How does it work, though, if the manager is remote and supervising in-office teams? As long as remote managers embed regular team check-ins into their schedules, they will be as effective as their on-site counterparts. Check-ins drive open communication within the team and allow managers to share knowledge, connect with their people, and address issues as quickly as possible. Sometimes remote managers see problems more holistically than managers who are physically entangled in the challenge.

Check-ins may start with a single session per week, but the timing can be altered as the manager and employee find their comfort level. There is, in fact, no need to adhere to mandated timeframes. Managers must also observe which employees need additional check-ins and ensure that employees are comfortable initiating meetings. Crucially, a check-in should never be perceived as a check-up!

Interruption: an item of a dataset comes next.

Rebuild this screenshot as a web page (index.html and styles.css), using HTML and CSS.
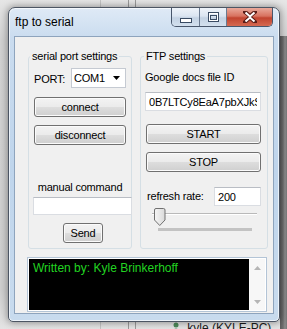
FILE: index.html
```html
<!DOCTYPE html>
<html lang="en">
<head>
  <meta charset="UTF-8" />
  <meta name="viewport" content="width=device-width, initial-scale=1" />
  <title>ftp to serial</title>
  <link rel="stylesheet" href="styles.css">
</head>
<body>
  <!-- desktop behind the window -->
  <div class="desktop">
    <div class="line line-a"></div>
    <div class="line line-b"></div>
    <div class="line line-c"></div>
    <div class="side-strip"></div>
    <div class="user-item">
      <svg class="user-icon" width="10" height="10" viewBox="0 0 10 10"><circle cx="5" cy="3" r="2.5" fill="#4d8a5a"/><path d="M0 10 Q5 3 10 10 Z" fill="#4d8a5a"/></svg>
      kyle (KYLE-PC)
    </div>
  </div>

  <div class="window">
    <div class="titlebar">
      <span class="title">ftp to serial</span>
      <div class="caption-buttons">
        <span class="cap cap-min">
          <svg width="12" height="5" viewBox="0 0 12 5"><rect x="0.5" y="0.5" width="11" height="4" fill="#fff" stroke="#394b63"/></svg>
        </span>
        <span class="cap cap-max">
          <svg width="11" height="10" viewBox="0 0 11 10"><rect x="0.5" y="0.5" width="10" height="9" fill="none" stroke="#394b63"/><rect x="1.5" y="1.5" width="8" height="7" fill="none" stroke="#fff"/><rect x="2.5" y="3.5" width="6" height="4" fill="none" stroke="#394b63"/></svg>
        </span>
        <span class="cap cap-close">
          <svg width="14" height="12" viewBox="0 0 14 12"><path d="M2 1 L7 5 L12 1 M2 11 L7 6.5 L12 11" fill="none" stroke="#5a1e18" stroke-width="4" stroke-linecap="square"/><path d="M2.5 1.5 L7 5.5 L11.5 1.5 M2.5 10.5 L7 6.5 L11.5 10.5" fill="none" stroke="#fff" stroke-width="2"/></svg>
        </span>
      </div>
    </div>

    <div class="client">
      <div class="groups">
        <fieldset class="group group-serial">
          <legend>serial port settings</legend>

          <div class="port-row">
            <span class="port-label">PORT:</span>
            <div class="combo">
              <span>COM1</span>
              <svg width="7" height="4" viewBox="0 0 7 4"><path d="M0 0 H7 L3.5 4 Z" fill="#000"/></svg>
            </div>
          </div>

          <button class="btn btn-wide btn-connect">connect</button>
          <button class="btn btn-wide btn-disconnect">disconnect</button>

          <div class="manual-label">manual command</div>
          <input class="textbox manual-input" type="text" value="">
          <button class="btn btn-send">Send</button>
        </fieldset>

        <fieldset class="group group-ftp">
          <legend>FTP settings</legend>

          <div class="docs-label">Google docs file ID</div>
          <input class="textbox docs-input" type="text" value="0B7LTCy8EaA7pbXJkS">
          <button class="btn btn-ftp btn-start">START</button>
          <button class="btn btn-ftp btn-stop">STOP</button>

          <div class="rate-row">
            <span class="rate-label">refresh rate:</span>
            <input class="textbox rate-input" type="text" value="200">
          </div>

          <svg class="slider" width="116" height="26" viewBox="0 0 116 26">
            <defs>
              <linearGradient id="thumb" x1="0" y1="0" x2="1" y2="0">
                <stop offset="0" stop-color="#f6f6f6"/>
                <stop offset="1" stop-color="#d9d9d9"/>
              </linearGradient>
            </defs>
            <rect x="7" y="7" width="105" height="1" fill="#b9b9b9"/>
            <rect x="7" y="8" width="105" height="1" fill="#ffffff"/>
            <rect x="13" y="22" width="94" height="3" fill="#c3c3c3"/>
            <path d="M9.5 4 Q9.5 2.5 11 2.5 H18.5 Q20 2.5 20 4 V14 L14.75 19.5 L9.5 14 Z" fill="url(#thumb)" stroke="#707070"/>
          </svg>
        </fieldset>
      </div>

      <div class="console">
        <div class="console-output">Written by: Kyle Brinkerhoff</div>
        <div class="console-scroll">
          <span class="arrow"><svg width="7" height="4" viewBox="0 0 7 4"><path d="M0 4 H7 L3.5 0 Z" fill="#b5b5b5"/></svg></span>
          <span class="arrow"><svg width="7" height="4" viewBox="0 0 7 4"><path d="M0 0 H7 L3.5 4 Z" fill="#b5b5b5"/></svg></span>
        </div>
      </div>
    </div>
  </div>
</body>
</html>
```

FILE: styles.css
```css
body {
  margin: 0;
  width: 287px;
  height: 329px;
  overflow: hidden;
  position: relative;
  background: #d9d9d9;
  font-family: "Liberation Sans", Arial, sans-serif;
  color: #000;
}

/* desktop stuff behind the window */
.desktop {
  position: absolute;
  inset: 0;
  background: linear-gradient(to bottom, #e6e6e6 0, #d2d2d2 40px, #cfcfcf 290px, #e4e4e4 100%);
}

.line {
  position: absolute;
  top: 0;
  bottom: 0;
  width: 1px;
  background: #9a9a9a;
}

.line-a { left: 100px; background: #c4c4c4; }
.line-b { left: 128px; }
.line-c { left: 135px; }

.side-strip {
  position: absolute;
  left: 280px;
  top: 36px;
  width: 7px;
  bottom: 0;
  background: linear-gradient(to right, #5e5e5e 0, #6e6e6e 3px, #8c8c8c 5px, #767676 100%);
}

.user-item {
  position: absolute;
  left: 171px;
  top: 321px;
  font-size: 12px;
  color: #1b1b1b;
  white-space: nowrap;
}

.user-icon {
  margin-right: 3px;
}

/* window frame */
.window {
  position: absolute;
  left: 8px;
  top: 7px;
  width: 272px;
  height: 315px;
  box-sizing: border-box;
  padding: 0 5px 7px 5px;
  border: 1px solid #4c5563;
  border-radius: 7px 7px 5px 5px;
  background: linear-gradient(to bottom, #dfeaf6 0, #cadcef 30px, #bfd5ec 160px, #c8dbee 100%);
  box-shadow: inset 0 0 0 1px rgba(255,255,255,0.65), 0 0 7px 1px rgba(0,0,0,0.35);
  display: flex;
  flex-direction: column;
}

.titlebar {
  height: 28px;
  display: flex;
  justify-content: space-between;
  align-items: flex-start;
  flex-shrink: 0;
}

.title {
  padding: 7px 0 0 1px;
  font-size: 12px;
  line-height: 15px;
}

.caption-buttons {
  display: flex;
  margin-right: 1px;
  border: 1px solid #48566b;
  border-top: none;
  border-radius: 0 0 5px 5px;
  overflow: hidden;
  height: 18px;
}

.cap {
  display: flex;
  align-items: center;
  justify-content: center;
  height: 18px;
}

.cap-min,
.cap-max {
  background: linear-gradient(to bottom, #eef3f9 0, #dbe5f1 45%, #c3d2e3 55%, #d3e0ee 100%);
  border-right: 1px solid #6a7a90;
}

.cap-min { width: 27px; }
.cap-min svg { margin-top: 6px; }
.cap-max { width: 26px; }

.cap-close {
  width: 45px;
  background: linear-gradient(to bottom, #e9a99b 0, #d8725f 45%, #c1442f 55%, #d56a52 100%);
}

/* client area */
.client {
  height: 278px;
  box-sizing: border-box;
  background: #f0f0f0;
  border: 1px solid #8ea4bd;
  padding: 13px 0 0 12px;
}

.groups {
  display: flex;
  gap: 8px;
  margin-left: 1px;
  height: 199px;
}

.group {
  margin: 0;
  min-width: 0;
  box-sizing: border-box;
  border: 1px solid #d5dfe5;
  border-radius: 3px;
  font-size: 11px;
  letter-spacing: -0.2px;
  line-height: 13px;
}

.group legend {
  padding: 0 2px;
  line-height: 13px;
}

.group-serial {
  width: 104px;
  padding: 0 5px;
}

.group-serial legend {
  margin-left: -4px;
}

.group-ftp {
  width: 128px;
  padding: 0 6px 0 4px;
}

.group-ftp legend {
  margin-left: -1px;
}

.port-row {
  margin-top: 5px;
  height: 20px;
  display: flex;
  justify-content: space-between;
  align-items: center;
}

.port-label {
  margin-top: 3px;
}

.combo {
  width: 55px;
  height: 20px;
  box-sizing: border-box;
  border: 1px solid #c5cad2;
  background: #fff;
  display: flex;
  align-items: center;
  justify-content: space-between;
  padding: 0 5px 0 2px;
  font-size: 11px;
}

.btn {
  display: block;
  height: 20px;
  box-sizing: border-box;
  padding: 0;
  border: 1px solid #707070;
  border-radius: 3px;
  background: linear-gradient(to bottom, #f3f3f3 0, #ebebeb 48%, #dddddd 52%, #cfcfcf 100%);
  box-shadow: inset 0 0 0 1px #fbfbfb;
  font-family: "Liberation Sans", Arial, sans-serif;
  font-size: 11px;
  letter-spacing: -0.2px;
  line-height: 18px;
  color: #000;
  text-align: center;
}

.btn-wide {
  width: 92px;
}

.btn-connect { margin-top: 9px; }
.btn-disconnect { margin-top: 8px; }

.manual-label {
  margin-top: 36px;
  text-align: center;
}

.textbox {
  display: block;
  box-sizing: border-box;
  margin: 0;
  padding: 0 3px;
  border: 1px solid #dadde2;
  border-top-color: #b9bdc4;
  background: #fff;
  font-family: "Liberation Sans", Arial, sans-serif;
  font-size: 11px;
  letter-spacing: -0.2px;
  color: #000;
  outline: none;
}

.manual-input {
  margin: 3px 0 0 -1px;
  width: 99px;
  height: 18px;
}

.btn-send {
  margin: 8px 0 0 29px;
  width: 40px;
}

.docs-label {
  margin-top: 8px;
}

.docs-input {
  margin-top: 8px;
  width: 116px;
  height: 19px;
}

.btn-ftp {
  width: 115px;
  margin-left: 1px;
}

.btn-start { margin-top: 13px; }
.btn-stop { margin-top: 8px; }

.rate-row {
  margin-top: 15px;
  height: 19px;
  display: flex;
  justify-content: space-between;
  align-items: center;
}

.rate-label {
  margin-left: 2px;
}

.rate-input {
  width: 47px;
  height: 19px;
}

.slider {
  display: block;
}

/* output console */
.console {
  margin-top: 8px;
  width: 240px;
  height: 55px;
  box-sizing: border-box;
  border: 1px solid #b3c4d6;
  padding: 1px;
  background: #fff;
  display: flex;
}

.console-output {
  width: 220px;
  background: #000;
  color: #22d422;
  font-size: 12px;
  line-height: 14px;
  padding: 2px 4px;
  box-sizing: border-box;
  white-space: nowrap;
}

.console-scroll {
  width: 16px;
  display: flex;
  flex-direction: column;
  justify-content: space-between;
  align-items: center;
  padding: 7px 0 6px;
  background: #f7f7f7;
}

.arrow {
  display: flex;
  height: 4px;
}
```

Equality of access to information

Ease-of-access to information is an important aspect of hybrid working. While organisations always have a wealth of data, it is commonly divided between different back-end systems that make it complicated for employees to locate and access what they need quickly and easily.

When considering which HR platform to implement, organisations should consider core function, extensibility, and ease of integration with corporate-level data repositories. It must be possible to drive adoption across all areas of the business. Traditional systems are typically designed to satisfy the needs of the central HR team or business managers but often lack the necessary content and design to appeal to the entire workforce.  If implementation is time-consuming, then chances are IT and HR teams will have to deal with day-to-day complexity. Too much configuration complexity can signal a suboptimal solution.

Although the rise of cloud-based SaaS solutions, has dramatically simplified remote access, solutions worthy of consideration must include data privacy, data security, and encryption functionality, as well as an established track record in working with sensitive data.

A well-planned training roll-out and support programme is also essential, particularly when remote workers are involved. Solution complexity and design are critical in supporting rapid adoption, regardless of where employees are working.

Over and above all this, the organisation needs to ensure the platform addresses the business pains it is trying to solve and the targeted business impact required. Once metrics are established for these two areas, defining what an ideal solution looks like is far easier, along with identifying suitable providers.

We now face a redefined world of work in which some of the most successful “survivor” businesses invest in returning the goodwill of their workers by enhancing the experience of remote work. Organisations that adhere to the three points outlined above, focusing on collaboration, relationships, check-ins, and pain-free access to information are far better-placed to address boardroom concerns about hybrid workplace productivity and culture.